Moss will take on an educational facility, which has long taught story craft on a massive scale. Founded over 30 years ago, at least 3,000 people attend more than 100 fiction, non-fiction, or poetry classes to hone their writing skills at the Writer's Center each year, he said.

In addition, the center serves as a venue for literary-themed events: It regularly holds book readings, and open mics and even has its own theater, which it uses to host plays put on by local theater companies like the Quotidian Theatre Company.

The center's robust scale of operations places it an elite group consisting of only about 10 or so other facilities in the country.

Moss said he was hired for the position primarily because of his experience in fundraising, and as director, his main task will be to sustain the center’s class offerings and special programs by helping it win more grants and bolster donations.

The Writer’s Center is “a small non-profit underfunded arts organization,” he said, and depends on the financial support of private donors and non-profit foundations like the National Endowment for the Arts.

Class fees cover about 60% of the center’s costs, he said, so the latter 40% is where he enters the picture. To combat "challenging times," which are jeopardizing the center's full array of classes, he said, he'll be out in the trenches, rallying donors and hunting down grants.

He's confident supporters will rise to the occasion. The center’s backbone of patrons have shepherded it through trying times in the past, according to the new director. 

“We’ve been in existence for nearly 30 or 40 years, and that’s because of the loyalty of people who have benefited from the Writer’s Center. We have a large fan base,” he said.

Moss certainly ranks among the most enthusiastic members of that fan base.  As an avid poet, he first became familiar with the Writer’s Center when he moved to Annapolis in the mid-90s and searched for a forum where he could get feedback on his work.

Over the next 10 years or so, he said, he enrolled in about one workshop at the center every year to tweak his poems. During these classes, Moss said he began to embrace the center’s philosophy that “everybody has a story to tell, and everybody has an ability to tell it in some form or another.”

The mediums of the written story are far-ranging, he said. From fiction – where Moss describes an author as the “foreman” who directs multiple elements of a story like dialogue, description, and plot – to the poem – where the author labors in a specialized capacity as jeweler of a single literary gem – the Writer’s Center mission is to help a writer identify “the most effective way of communicating their own story," he said.

Moss said as director he wants to ensure that the Writer’s Center continues to play this role of medium-midwife to as many writers as possible. He said he also wants to build on the efforts of Charles Jensen, the center’s previous executive director, to raise the visibility and scope of the center by fostering special programs and events.

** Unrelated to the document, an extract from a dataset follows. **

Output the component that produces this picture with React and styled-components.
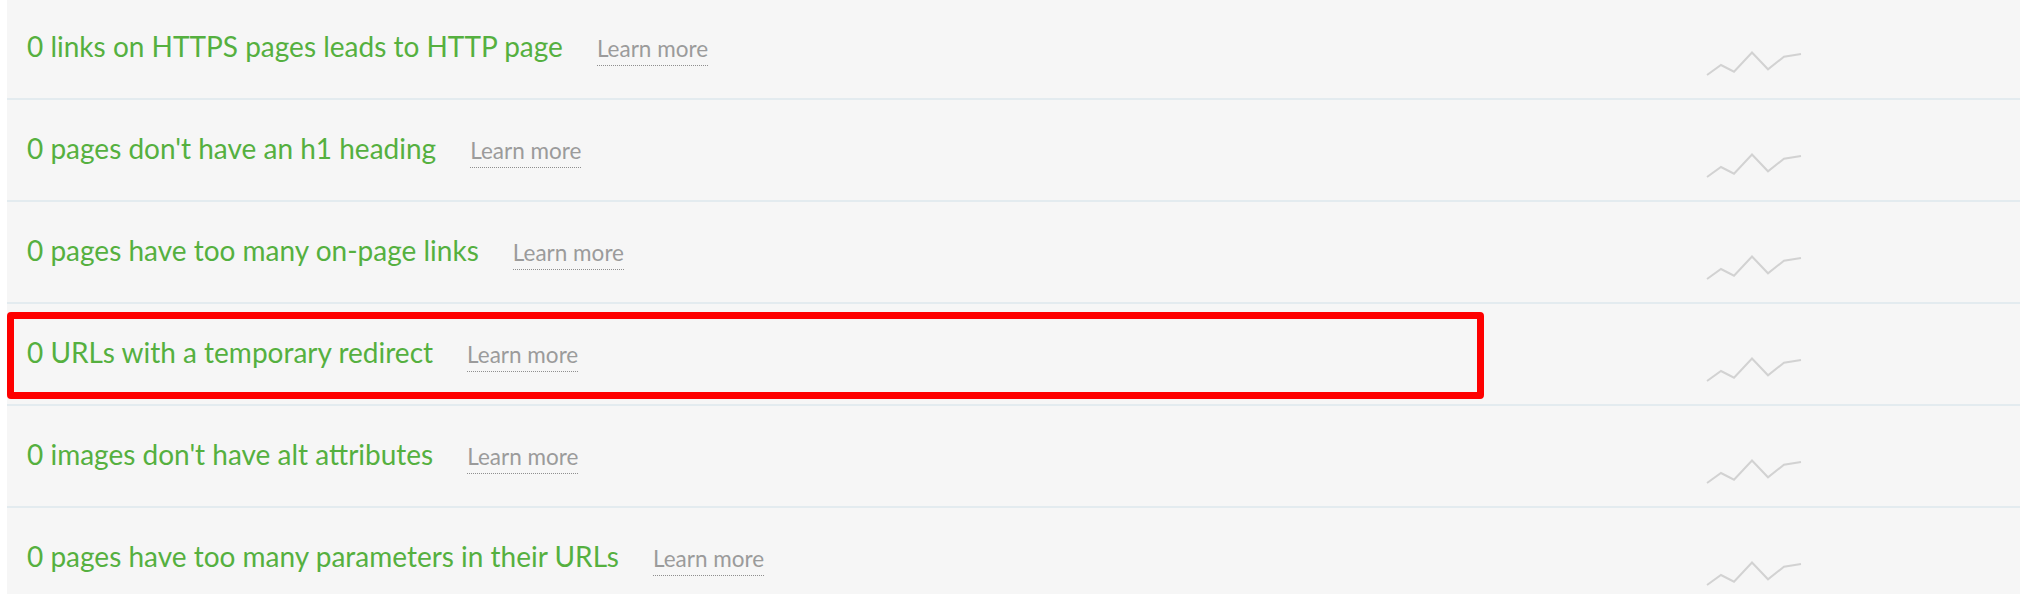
import React from "react";
import styled, { createGlobalStyle } from "styled-components";

const GlobalStyle = createGlobalStyle`
  html, body {
    margin: 0;
    padding: 0;
    background: #ffffff;
    font-family: "Lato", "Open Sans", sans-serif;
  }
`;

const Page = styled.div`
  height: 594px;
  overflow: hidden;
  padding-left: 7px;
  background: #ffffff;
`;

const List = styled.div`
  margin-top: -2px;
  background: #f6f6f6;
`;

const Row = styled.div`
  position: relative;
  display: flex;
  align-items: center;
  height: 100px;
  border-bottom: 2px solid #e3ebef;
`;

const Info = styled.div`
  flex: 0 0 1699px;
  box-sizing: border-box;
  padding-left: 20px;
  display: flex;
  align-items: baseline;
  gap: 34px;
`;

const Title = styled.span`
  color: #55b03f;
  font-size: 28px;
  line-height: 1.2;
`;

const LearnMore = styled.a`
  color: #9b9b9b;
  font-size: 22.5px;
  line-height: 1.2;
  text-decoration: none;
  padding-bottom: 3px;
  border-bottom: 1px dotted #8f8f8f;
  cursor: pointer;
`;

const Trend = styled.svg`
  align-self: flex-start;
  margin-top: 53px;
  flex: none;
`;

const Highlight = styled.div`
  position: absolute;
  left: 0;
  top: 8px;
  width: 1477px;
  height: 87px;
  box-sizing: border-box;
  border: 7px solid #fe0000;
  border-radius: 4px;
  pointer-events: none;
`;

const issues = [
  "0 links on HTTPS pages leads to HTTP page",
  "0 pages don't have an h1 heading",
  "0 pages have too many on-page links",
  "0 URLs with a temporary redirect",
  "0 images don't have alt attributes",
  "0 pages have too many parameters in their URLs",
];

const Sparkline = () => (
  <Trend width="96" height="26" viewBox="-1 -1 96 26">
    <polyline
      points="0,23 14,13 27,19.7 45,0.5 61,17.3 77,4.7 94,2"
      fill="none"
      stroke="#d2d2d2"
      strokeWidth="2"
      strokeLinejoin="miter"
    />
  </Trend>
);

export default function App() {
  return (
    <>
      <GlobalStyle />
      <Page>
        <List>
          {issues.map((text, i) => (
            <Row key={text}>
              <Info>
                <Title>{text}</Title>
                <LearnMore>Learn more</LearnMore>
              </Info>
              <Sparkline />
              {i === 3 && <Highlight />}
            </Row>
          ))}
        </List>
      </Page>
    </>
  );
}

He points to a program the center supports, which awards young, published writers a stipend and hosts book readings for these up-and-comers as an example. There are also the satellite Writer’s Center programs established in Leesburg and McLean he needs to think about and the prospect of creating another in Annapolis, he said.

In addition, continuing to have a robust presence at book festivals and hosting panel discussions of Writer’s Center workshop leaders are also initiatives he said means to sustain and even expand.

All of these objectives fit into Moss's "call," the subject addressed in his favorite line of poetry, he said. According to the new director, the pieces truly fit together: he's been "obedient" to it all along. 

"We may not think we’re doing it but actually the decisions we make in our lives are really consistent with…what that calling is, what the thing is we’re meant to do.”